On 29.08.2024 02:51, Fabiano Rosas wrote:
"Maciej S. Szmigiero" <m...@maciej.szmigiero.name> writes:
On 28.08.2024 22:46, Fabiano Rosas wrote:
"Maciej S. Szmigiero" <m...@maciej.szmigiero.name> writes:
From: "Maciej S. Szmigiero" <maciej.szmigi...@oracle.com>
This is an updated v2 patch series of the v1 series located here:
https://lore.kernel.org/qemu-devel/cover.1718717584.git.maciej.szmigi...@oracle.com/
Changes from v1:
* Extended the QEMU thread-pool with non-AIO (generic) pool support,
implemented automatic memory management support for its work element
function argument.
* Introduced a multifd device state save thread pool, ported the VFIO
multifd device state save implementation to use this thread pool instead
of VFIO internally managed individual threads.
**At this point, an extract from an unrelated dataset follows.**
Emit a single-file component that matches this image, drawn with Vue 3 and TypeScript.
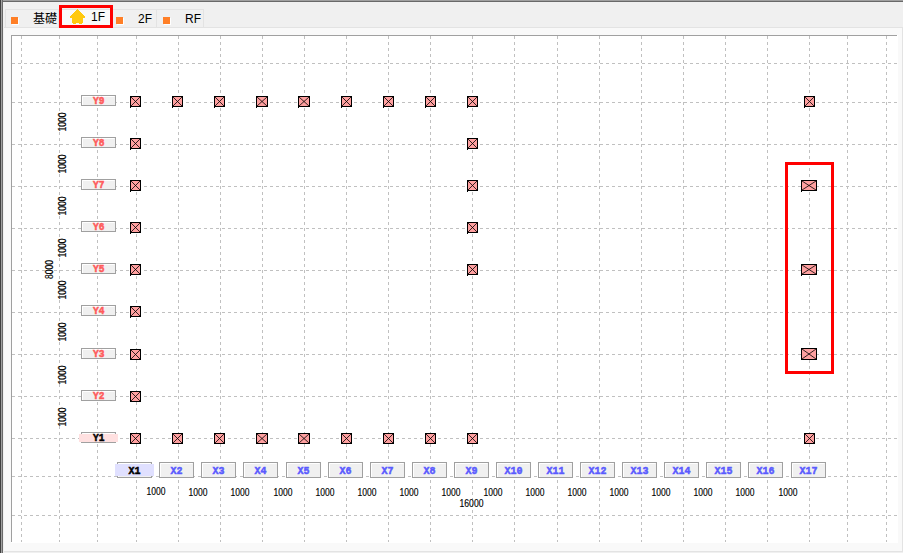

* Re-implemented on top of Fabiano's v4 multifd sender refactor patch set from
https://lore.kernel.org/qemu-devel/20240823173911.6712-1-faro...@suse.de/
* Moved device state related multifd code to new multifd-device-state.c
file where it made sense.
* Implemented a max in-flight VFIO device state buffer count limit to
allow capping the maximum recipient memory usage.
* Removed unnecessary explicit memory barriers from multifd_send().
* A few small changes like updated comments, code formatting,
fixed zero-copy RAM multifd bytes transferred counter under-counting, etc.
For convenience, this patch set is also available as a git tree:
https://github.com/maciejsszmigiero/qemu/tree/multifd-device-state-transfer-vfio
With this branch I'm getting:
(..)
$ ./tests/qemu-iotests/check -p -qcow2 068
...
+qemu-system-x86_64: ../util/qemu-thread-posix.c:92: qemu_mutex_lock_impl:
Assertion `mutex->initialized' failed.
I'm not sure how this can happen - it looks like qemu_loadvm_state() might be
called
somehow after migration_incoming_state_destroy() already destroyed the
migration state?
Will investigate this in detail tomorrow.
Usually something breaks and then the clean up code rushes and frees
state while other parts are still using it.
We also had issues recently with code not incrementing the migration
state refcount properly:
27eb8499ed ("migration: Fix use-after-free of migration state object")
Looks like MigrationIncomingState is just for "true" incoming migration,
which can be started just once - so it is destroyed after the first
attempt and never reinitialized.
On the other hand, MigrationState is for both true incoming migration and
also for snapshot load - the later which seems able to be started multiple
times.
Moved these variables to MigrationState, updated the GitHub tree and now
this test passes.
Thanks,
Maciej